The background of the Western schisms

[Chapter 2 of Catholicity: A Study in the Conflict of Christian Traditions in the West (Dacre Press, 1947), pp.18-19]

[18] The loss of ‘wholeness’ became notorious and palpable with the schisms of the sixteenth century. Some who have idealised the Middle Ages have spoken as if the wholeness was first seriously broken by the Reformers. But many of the features most open to criticism in the Reformation period were the perpetuation or extension of mediaeval faults. Going further back, we cannot fail to see that great damage was done by the schism between East and West, and the evils which led to it. Indeed, since the wholeness of the Christian Tradition is a spiritual thing, it has always been threatened by every evil which has attacked Christendom. Such ominous phenomena as Marcionism, Montanism, Novatianism and Donatism anticipate in many respects the divisive movements of more recent times.

Of all the factors which have helped to maintain the wholeness of the Tradition, the greatest is without doubt the Christian liturgy: partly because the Dominical Sacraments which it enshrines gather up in themselves the fulness of the mystery of the Redemption, and partly because the Eucharistic action and the text of the Divine Office are mainly composed of Biblical material, and thus preserve to the Church the concrete ideas and imagery in which Scripture conveys the truths of Revelation. The Creeds are formal and balanced statements of the faith which the Church maintained in its wholeness against heretical infringements of it.1

As we have seen, then, grievous harm was done to the Tradition by the breach between East and West. The difference of language made contact more difficult, while after Chalcedon Alexandria ceased to function as the intermediary between East and West, and the Mohammedan conquest of North Africa broke the sea communications. The West went into its Dark Ages when the barbarian invasions broke up the civilisation of the Empire, and the Church could only labour to save as much as possible from the ruin. But when a reconstruction began, contact with the East had been lost; and the new shape of things consisted of a new administrative legalism2 resulting [18/19] in clericalism; of a new theological rationalism in the scholastic systems; and (somewhat later) of a new individualistic piety. All this the East might have corrected. It had built up a social structure in which the Church was in close contact with social life but without becoming clericalist; it had retained a sense of the integrity of the faith, regarding the Redemption as accomplished in the Incarnation, Cross, Resurrection, Ascension, the gift of the Spirit and the Second Advent, and never isolating the Crucifixion as the West did; and it had always realised the corporateness of worship and the share of the Church on earth in the Communion of Saints. Where the West was moral, the East was mystical.
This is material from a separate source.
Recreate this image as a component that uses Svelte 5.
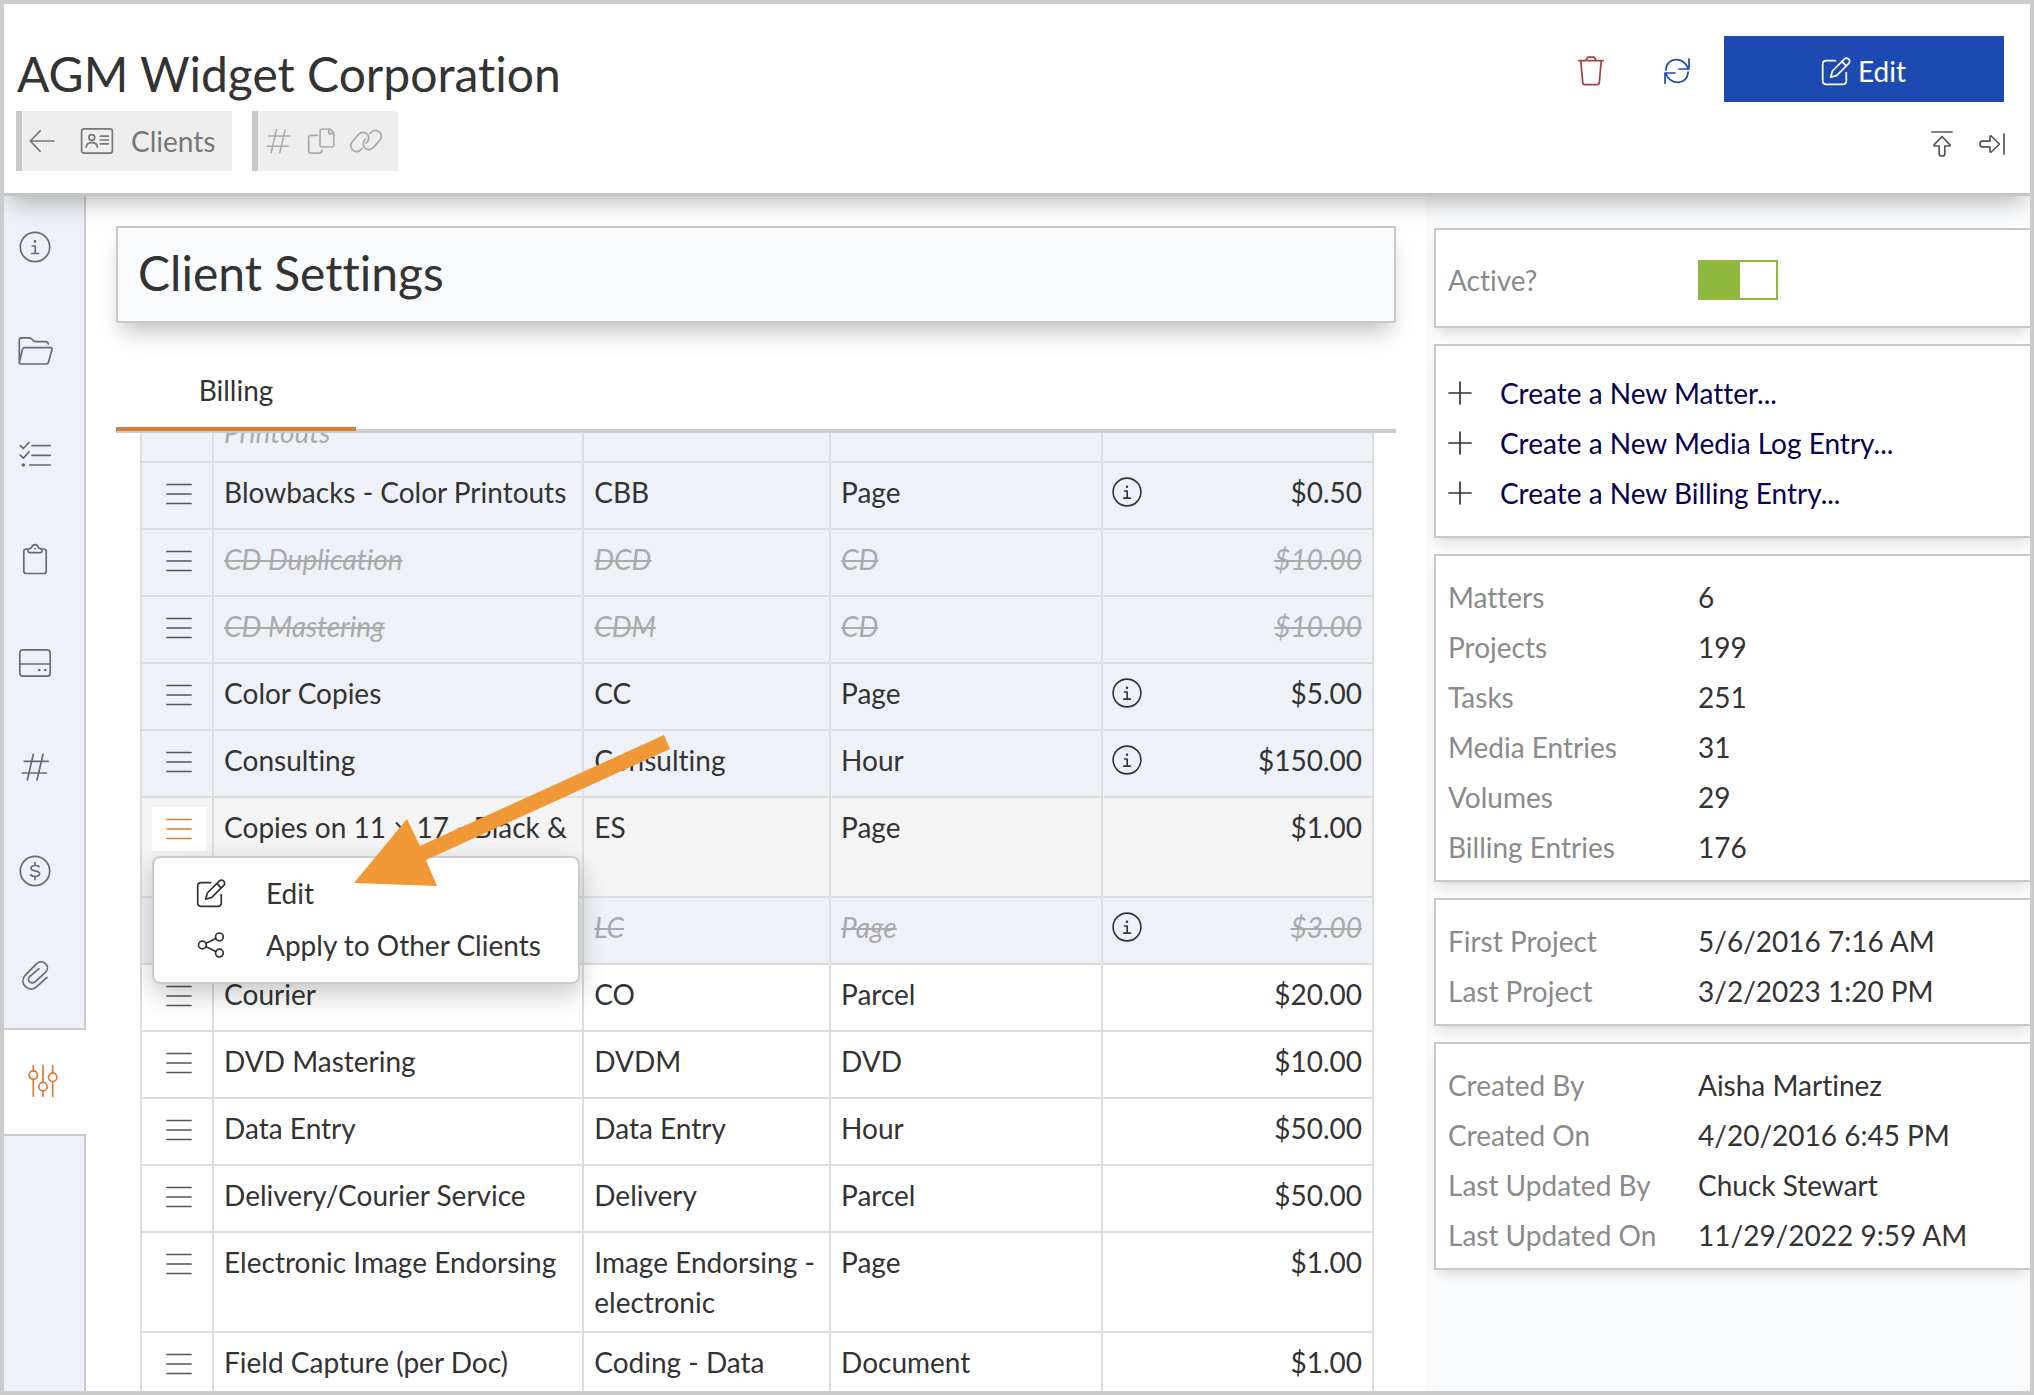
<script>
  const sections = [
    { icon: 'info', label: 'Information' },
    { icon: 'folder', label: 'Matters' },
    { icon: 'checklist', label: 'Tasks' },
    { icon: 'clipboard', label: 'Notes' },
    { icon: 'drive', label: 'Media' },
    { icon: 'hash', label: 'Numbers' },
    { icon: 'dollar', label: 'Billing' },
    { icon: 'paperclip', label: 'Attachments' },
    { icon: 'sliders', label: 'Settings', active: true }
  ];

  const rows = [
    { name: 'Blowbacks - Color Printouts', code: 'CBB', unit: 'Page', price: '$0.50', shaded: true, info: true },
    { name: 'CD Duplication', code: 'DCD', unit: 'CD', price: '$10.00', shaded: true, inactive: true },
    { name: 'CD Mastering', code: 'CDM', unit: 'CD', price: '$10.00', shaded: true, inactive: true },
    { name: 'Color Copies', code: 'CC', unit: 'Page', price: '$5.00', shaded: true, info: true },
    { name: 'Consulting', code: 'Consulting', unit: 'Hour', price: '$150.00', shaded: true, info: true },
    { name: 'Copies on 11 × 17 - Black & White', code: 'ES', unit: 'Page', price: '$1.00', open: true },
    { name: '', code: 'LC', unit: 'Page', price: '$3.00', shaded: true, inactive: true, info: true },
    { name: 'Courier', code: 'CO', unit: 'Parcel', price: '$20.00' },
    { name: 'DVD Mastering', code: 'DVDM', unit: 'DVD', price: '$10.00' },
    { name: 'Data Entry', code: 'Data Entry', unit: 'Hour', price: '$50.00' },
    { name: 'Delivery/Courier Service', code: 'Delivery', unit: 'Parcel', price: '$50.00' },
    { name: 'Electronic Image Endorsing', code: 'Image Endorsing - electronic', unit: 'Page', price: '$1.00' },
    { name: 'Field Capture (per Doc)', code: 'Coding - Data', unit: 'Document', price: '$1.00' }
  ];

  const actions = ['Create a New Matter...', 'Create a New Media Log Entry...', 'Create a New Billing Entry...'];

  const facts = [
    [['Matters', '6'], ['Projects', '199'], ['Tasks', '251'], ['Media Entries', '31'], ['Volumes', '29'], ['Billing Entries', '176']],
    [['First Project', '5/6/2016 7:16 AM'], ['Last Project', '3/2/2023 1:20 PM']],
    [['Created By', 'Aisha Martinez'], ['Created On', '4/20/2016 6:45 PM'], ['Last Updated By', 'Chuck Stewart'], ['Last Updated On', '11/29/2022 9:59 AM']]
  ];

  let active = $state(true);
</script>

{#snippet icon(name)}
  <svg class="icon" viewBox="0 0 36 36" aria-hidden="true">
    {#if name === 'info'}
      <circle cx="18" cy="18" r="14.7" />
      <circle class="dot" cx="18" cy="12.4" r="1.3" />
      <path d="M15.4 17h2.8v7.4M14.6 24.5h7" />
    {:else if name === 'folder'}
      <path d="M2.3 29.5V6.8q0-2 2-2h8q1.2 0 2 .8l2.6 2.4q.8.6 1.8.6h9.8q2.5 0 2.8 2.4M7.4 14.6h26.2q1.8 0 1.4 1.6l-3.4 12.8q-.6 2-2.4 2H3.8q-1.8 0-1.4-1.8l3-12.6q.6-2 2-2z" />
    {:else if name === 'checklist'}
      <path d="M3.2 8.6l3.2 2.9 5.6-6.2M3.2 18.2l3.2 2.9 5.6-6.2M15 8.7h18.2M15 18.3h18.2M12.8 28h20.4" />
      <circle class="dot" cx="6.3" cy="28" r="1.8" />
    {:else if name === 'clipboard'}
      <path d="M11 8H9.3Q6.8 8 6.8 10.5V30q0 2.5 2.5 2.5h17.4q2.5 0 2.5-2.5V10.5Q29.2 8 26.7 8H25" />
      <path d="M12.3 11.6q-1.3 0-1.3-1.3V9.6q0-1.3 1.3-1.8l2-.9q1-3.3 3.7-3.3t3.7 3.3l2 .9q1.3.5 1.3 1.8v.7q0 1.3-1.3 1.3z" />
      <circle class="dot" cx="18" cy="7.6" r=".9" />
    {:else if name === 'drive'}
      <rect x="2.8" y="4.8" width="30.4" height="26.4" rx="3" />
      <path d="M2.8 19h30.4" />
      <circle class="dot" cx="22.3" cy="25" r="1.3" />
      <circle class="dot" cx="28.3" cy="25" r="1.3" />
    {:else if name === 'hash'}
      <path d="M16.3 5.3l-6 25.7M26 5.3l-6 25.7M7.3 12.3h24M5.3 24h24" />
    {:else if name === 'dollar'}
      <circle cx="18" cy="18" r="14.7" />
      <path d="M22.2 13.7q-1.2-1.2-4.2-1.2c-2.6 0-4 1.1-4 2.7 0 3.6 8.6 1.8 8.6 5.4 0 1.900-1.800 2.900-4.400 2.900-2.200 0-3.600-.6-4.600-1.500M18 9.500v3M18 23.500v3" />
    {:else if name === 'paperclip'}
      <path d="M30 20.3L19.2 30.2C12 36 1.500 27 8 18.600L19.400 6.900C25.600 1.200 34.200 9 28.700 15.200L18.400 24.600C14.600 28 9 23.600 12.600 19.700L22 11.700" />
    {:else if name === 'sliders'}
      <path d="M8.3 2.700v5.200M8.3 16.300v17M18 2.700v16.800M18 27.900v5.400M27.700 2.700v7.400M27.700 18.500v14.800" />
      <circle cx="8.3" cy="12.1" r="4.2" />
      <circle cx="18" cy="23.7" r="4.2" />
      <circle cx="27.7" cy="14.3" r="4.2" />
    {:else if name === 'back'}
      <path d="M6.3 18h23.6M16.2 7.8L6.3 18l9.9 10.3" />
    {:else if name === 'card'}
      <rect x="2.6" y="5.9" width="30.8" height="24.2" rx="2.5" />
      <circle cx="12.8" cy="14.5" r="2.9" />
      <path d="M7.2 24.2c.6-6.2 10.6-6.2 11.2 0M21.3 13.2h8M21.3 17h8M21.3 20.8h8" />
    {:else if name === 'copy'}
      <path d="M19.3 6h7.7l3.7 3.7v12q0 2.300-2.300 2.300h-9.100q-2.300 0-2.300-2.300V8.300q0-2.300 2.300-2.300zM26 6.300v4.400h4.500M14.300 12.300H8q-2.300 0-2.300 2.300v13.200q0 2.300 2.300 2.300h8.800q2.300 0 2.300-3" />
    {:else if name === 'link'}
      <path d="M14 25.500l-1.700 1.700C7 31 0 25 4 19L10.500 11.500C14.500 7.500 22 10 20.500 16.500c-.3 1.500-1.300 3-2.500 3.500M22 10.500l1.700-1.700C29 5 36 11 32 17L25.500 24.500C21.500 28.500 14 26 15.500 19.500c.3-1.500 1.300-3 2.500-3.500" />
    {:else if name === 'trash'}
      <path d="M6 7.7h24M7.8 8l1.9 21.4q.2 2.2 2.3 2.2h12q2.1 0 2.3-2.2L28.2 8M12.8 7.7l1.3-2.6q.5-1 1.6-1h4.6q1.1 0 1.6 1l1.3 2.6" />
    {:else if name === 'refresh'}
      <path d="M6.9 17C7.5 3.6 25 3.4 29.3 15.7M30 5.800V16H20M29.100 19C28.500 32.400 11 32.600 6.700 20.300M6 30.200V20h10" />
    {:else if name === 'edit'}
      <path d="M17.5 7.7H8.3q-3.6 0-3.6 3.6v16.4q0 3.6 3.6 3.6h16.4q3.6 0 3.6-3.6V19.5M12.6 24.2l1.8-6.2L26.2 6.2q2.2-2 4.4 0t0 4.4L18.8 22.4zM24 8.6l4.2 4.2" />
    {:else if name === 'to-top'}
      <path d="M8 6h20M18 10.5l8 8.3q.4 1.2-.8 1.2h-4.4v8q0 2-2.8 2t-2.8-2v-8h-4.4q-1.2 0-.8-1.2z" />
    {:else if name === 'to-side'}
      <path d="M30 8v20M25.5 18l-8.3 8q-1.2.4-1.2-.8v-4.4H8q-2 0-2-2.8t2-2.8h8v-4.400q0-1.200 1.200-.8z" />
    {:else if name === 'share'}
      <circle cx="9.4" cy="18" r="3.9" />
      <circle cx="26.4" cy="9.9" r="3.9" />
      <circle cx="26.4" cy="26.1" r="3.9" />
      <path d="M13 16.3l9.800-4.700M13 19.700l9.800 4.700" />
    {:else if name === 'menu'}
      <path d="M6 8.5h24M6 18h24M6 27.5h24" />
    {:else if name === 'plus'}
      <path d="M7 18h22M18 7v22" />
    {/if}
  </svg>
{/snippet}

<div class="app">
  <header>
    <div class="heading">
      <h1>AGM Widget Corporation</h1>
      <div class="crumbs">
        <a class="crumb" href="#clients">{@render icon('back')}{@render icon('card')}<span>Clients</span></a>
        <div class="crumb tools">
          <button aria-label="Number">{@render icon('hash')}</button>
          <button aria-label="Copy">{@render icon('copy')}</button>
          <button aria-label="Link">{@render icon('link')}</button>
        </div>
      </div>
    </div>
    <div class="controls">
      <div class="primary">
        <button class="tool delete" aria-label="Delete">{@render icon('trash')}</button>
        <button class="tool reload" aria-label="Refresh">{@render icon('refresh')}</button>
        <button class="edit">{@render icon('edit')}<span>Edit</span></button>
      </div>
      <div class="secondary">
        <button aria-label="Scroll to top">{@render icon('to-top')}</button>
        <button aria-label="Collapse panel">{@render icon('to-side')}</button>
      </div>
    </div>
  </header>

  <div class="body">
    <nav aria-label="Sections">
      {#each sections as s}
        <a href="#{s.icon}" class:active={s.active} aria-label={s.label}>{@render icon(s.icon)}</a>
      {/each}
      <div class="filler"></div>
    </nav>

    <main>
      <h2>Client Settings</h2>
      <div class="tabs" role="tablist">
        <button role="tab" aria-selected="true">Billing</button>
      </div>
      <div class="scroller">
        <table>
          <colgroup><col class="c-menu" /><col class="c-name" /><col class="c-code" /><col class="c-unit" /><col class="c-price" /></colgroup>
          <tbody>
            <tr class="shaded inactive tail">
              <td></td><td>Printouts</td><td></td><td></td><td></td>
            </tr>
            {#each rows as r}
              <tr class:shaded={r.shaded} class:inactive={r.inactive} class:open={r.open}>
                <td class="handle">
                  <button aria-label="Row actions">{@render icon('menu')}</button>
                  {#if r.open}
                    <div class="popup" role="menu">
                      <button role="menuitem">{@render icon('edit')}<span>Edit</span></button>
                      <button role="menuitem">{@render icon('share')}<span>Apply to Other Clients</span></button>
                    </div>
                  {/if}
                </td>
                <td><span class="value">{r.name}</span></td>
                <td><span class="value">{r.code}</span></td>
                <td><span class="value">{r.unit}</span></td>
                <td>
                  <div class="price">
                    {#if r.info}{@render icon('info')}{/if}
                    <span class="value">{r.price}</span>
                  </div>
                </td>
              </tr>
            {/each}
          </tbody>
        </table>
      </div>
    </main>

    <aside>
      <section class="switch">
        <label for="active">Active?</label>
        <input id="active" type="checkbox" role="switch" bind:checked={active} />
      </section>
      <section class="actions">
        {#each actions as a}
          <div>{@render icon('plus')}<a href="#create">{a}</a></div>
        {/each}
      </section>
      {#each facts as group}
        <section>
          <dl>
            {#each group as [label, value]}
              <dt>{label}</dt><dd>{value}</dd>
            {/each}
          </dl>
        </section>
      {/each}
    </aside>
  </div>

  <svg class="pointer" viewBox="0 0 320 156" aria-hidden="true">
    <path d="M314 5L70 116L57 89L4 153L87 156L76 130L320 19Z" />
  </svg>
</div>

<style>
  :global(body) { background: #fff; }

  .app {
    position: relative;
    display: flex;
    flex-direction: column;
    height: 100vh;
    box-sizing: border-box;
    border: 4px solid #ccc;
    overflow: hidden;
    font: 400 28px/40px Lato, "Open Sans", sans-serif;
    font-variant-ligatures: none;
    color: #333;
    background: #fff;
  }

  h1, h2, dl, dd { margin: 0; }
  a { color: inherit; text-decoration: none; }
  button {
    margin: 0;
    padding: 0;
    border: 0;
    background: none;
    font: inherit;
    font-variant-ligatures: none;
    color: inherit;
    display: flex;
    align-items: center;
    justify-content: center;
    cursor: pointer;
  }

  .icon {
    flex: none;
    display: block;
    width: 36px;
    height: 36px;
    fill: none;
    stroke: currentColor;
    stroke-width: 1.7;
    stroke-linecap: round;
    stroke-linejoin: round;
  }
  .dot { fill: currentColor; stroke: none; }

  header {
    position: relative;
    z-index: 2;
    flex: none;
    display: flex;
    justify-content: space-between;
    padding: 32px 26px 22px 13px;
    border-bottom: 3px solid #c4c4c4;
    background: #fff;
    box-shadow: 0 12px 22px -6px rgba(0, 0, 0, 0.28);
  }
  .heading { padding-top: 8px; }
  h1, h2 { font-size: 48px; line-height: 60px; font-weight: 400; }
  .crumbs { display: flex; gap: 20px; margin: 7px 0 0 -1px; }
  .crumb {
    display: flex;
    align-items: center;
    height: 60px;
    border-left: 6px solid #c8c8c8;
    background: #eee;
    color: #777;
  }
  a.crumb { gap: 19px; padding: 0 17px 0 2px; }
  a.crumb span { margin-left: -3px; }
  .tools { gap: 9px; padding: 0 14px 0 4px; color: #aaa; }
  .tools button:first-child .icon { width: 32px; height: 32px; }

  .primary { display: flex; align-items: center; justify-content: flex-end; }
  .primary button { box-sizing: border-box; height: 66px; padding-top: 3px; }
  .tool { width: 86px; }
  .delete { color: #a64040; }
  .reload { color: #1d4ab2; }
  .edit {
    width: 280px;
    margin-left: 4px;
    padding-right: 4px;
    gap: 4px;
    background: #1d4ab2;
    color: #fff;
  }
  .secondary {
    display: flex;
    justify-content: flex-end;
    gap: 14px;
    margin: 24px -6px 0 0;
    color: #555;
  }

  .body {
    flex: 1;
    min-height: 0;
    display: grid;
    grid-template-columns: 82px minmax(0, 1fr) 604px;
  }

  nav { display: flex; flex-direction: column; color: #6b6b6b; }
  nav a {
    flex: none;
    box-sizing: border-box;
    display: flex;
    align-items: center;
    height: 104px;
    padding: 0 0 3px 13px;
    border-right: 2px solid #ccc;
    background: #eef1f7;
  }
  nav a.active {
    height: 108px;
    padding-left: 21px;
    border: solid #ccc;
    border-width: 2px 0;
    background: #fff;
    color: #db7b35;
  }
  .filler { flex: 1; border-right: 2px solid #ccc; background: #eef1f7; }

  main { display: flex; flex-direction: column; min-height: 0; padding: 30px 30px 0; }
  h2 {
    flex: none;
    padding: 15px 20px 18px;
    border: 2px solid #c8c8c8;
    background: #fafbfd;
    box-shadow: 0 14px 22px -6px rgba(0, 0, 0, 0.26);
  }
  .tabs { flex: none; display: flex; margin-top: 30px; border-bottom: 4px solid #ccc; }
  .tabs button {
    width: 240px;
    margin-bottom: -2px;
    padding: 17px 0;
    border-bottom: 4px solid #db7b35;
  }
  .scroller { flex: 1; min-height: 0; margin: 0 22px 0 24px; overflow: hidden; }
  table {
    width: 100%;
    margin-top: -37px;
    table-layout: fixed;
    border-collapse: separate;
    border-spacing: 0;
  }
  .c-menu { width: 74px; }
  .c-name { width: 30%; }
  .c-code { width: 20%; }
  .c-unit { width: 22%; }
  .c-price { width: 22%; }
  td {
    box-sizing: border-box;
    height: 67px;
    padding: 9px 10px;
    border: solid #ddd;
    border-width: 0 2px 2px 0;
    vertical-align: top;
  }
  td:first-child { border-left-width: 2px; }
  .shaded { background: #eef1f7; }
  .open { background: #f4f4f4; }
  .inactive td:not(.handle) { font-style: italic; color: #aaa; }
  .inactive .value { text-decoration: line-through; text-decoration-thickness: 2px; }
  .inactive .icon { color: #333; }
  .inactive .handle .icon { color: #555; }
  .tail td { vertical-align: bottom; }
  .handle { position: relative; padding: 9px 7px 9px 10px; color: #555; }
  .handle > button { width: 54px; height: 44px; }
  .open .handle > button { background: #fff; color: #db7b35; }
  .price { display: flex; align-items: center; height: 40px; }
  .price .icon { width: 34px; height: 34px; margin-left: -3px; }
  .price .value { margin-left: auto; }

  .popup {
    position: absolute;
    z-index: 1;
    top: 58px;
    left: 10px;
    width: 424px;
    padding: 9px 0 11px;
    border: 2px solid #ccc;
    border-radius: 8px;
    background: #fff;
    color: #333;
    box-shadow: 0 10px 26px rgba(0, 0, 0, 0.22);
  }
  .popup button {
    width: 100%;
    height: 52px;
    padding-left: 39px;
    gap: 37px;
    justify-content: flex-start;
  }

  aside {
    display: flex;
    flex-direction: column;
    gap: 16px;
    padding: 32px 0 0 8px;
    background: #fafbfd;
  }
  section {
    padding: 16px 12px 8px;
    border: solid #c8c8c8;
    border-width: 2px 0 2px 2px;
    background: #fff;
    box-shadow: 0 8px 12px -4px rgba(0, 0, 0, 0.14);
  }
  .switch { display: grid; grid-template-columns: 250px 1fr; align-items: center; padding: 30px 12px 26px; }
  dl { display: grid; grid-template-columns: 250px 1fr; line-height: 50px; }
  dt, label { color: #8a8a8a; }
  input {
    appearance: none;
    box-sizing: border-box;
    width: 80px;
    height: 40px;
    margin: 0;
    border: 2px solid #8fb93e;
    background: linear-gradient(#8fb93e, #8fb93e) right / 40px 100% no-repeat #fff;
  }
  input:checked { background-position: left; }
  .actions { padding: 22px 6px 18px; line-height: 50px; }
  .actions div { display: flex; align-items: center; gap: 22px; }
  .actions a { color: #06004f; }

  .pointer {
    position: absolute;
    z-index: 3;
    top: 726px;
    left: 346px;
    width: 320px;
    height: 156px;
    fill: #f09835;
    pointer-events: none;
  }
</style>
The East, for its part, has, however, even more markedly failed to learn from the West than the West has failed to learn from the East. Where the West has never allowed Caesar to make law in the things of God, the Byzantine Church became too dependent on the civil power. It has continually failed to translate its high spiritual principles into moral practice. It has suffered loss, also, through remaining outside the main stream of European history: it missed both Renaissance and Reformation, and it has only lately been introduced to Darwinism and Biblical criticism. Yet in this there has been gain as well as loss. The loss was that the East did not help in the solution of the new problems which these events presented; the gain was that it preserved old traditions uncontaminated, so that in regaining contact with the East, the West has made an invigorating re-discovery of truths which it had forgotten.

We cannot therefore think of a wholeness remaining substantially intact until 1054, or until 1520. The Western tradition which split up in the sixteenth century was already a defective tradition, and the reconstruction which began in the age of Charlemagne was undertaken with defective materials. Even the idea of a schism within Western Christendom was not new: for a large part of the fourteenth century there had been two and sometimes three rival Popes. The wholeness to which Christians today need to return is not that of the West in isolation from the East; nor yet will it be attained by the mere juxtaposition of Eastern and Western traditions. None the less, to make contact with the Orthodox East and understand its mind is not to run away from the Western problem, but rather to dig in the direction of its roots.

This separated Western tradition has in its turn broken down into the three main types of Christianity with which the modern world is familiar: orthodox Protestantism, Liberalism, and post-Tridentine Catholicism. These three types are all represented in the Church of England, but in order to understand even our Anglican problems it is necessary first to deal with them separately.

[Next: Chapter 3a: Orthodox Protestantism ]

1. Hence the Anglican appeal to ‘the first four General Councils’, or ‘the first six centuries’, and the explanation in the second Preface to the Book of Common Prayer that the endeavour is there made to return to the godly order of service provided by the ancient Fathers, all express a sense of the need to recover and retain the primitive ‘wholeness’.

2. The Canon Law was built up from the eleventh century on the basis of a revived study of the Civil Law.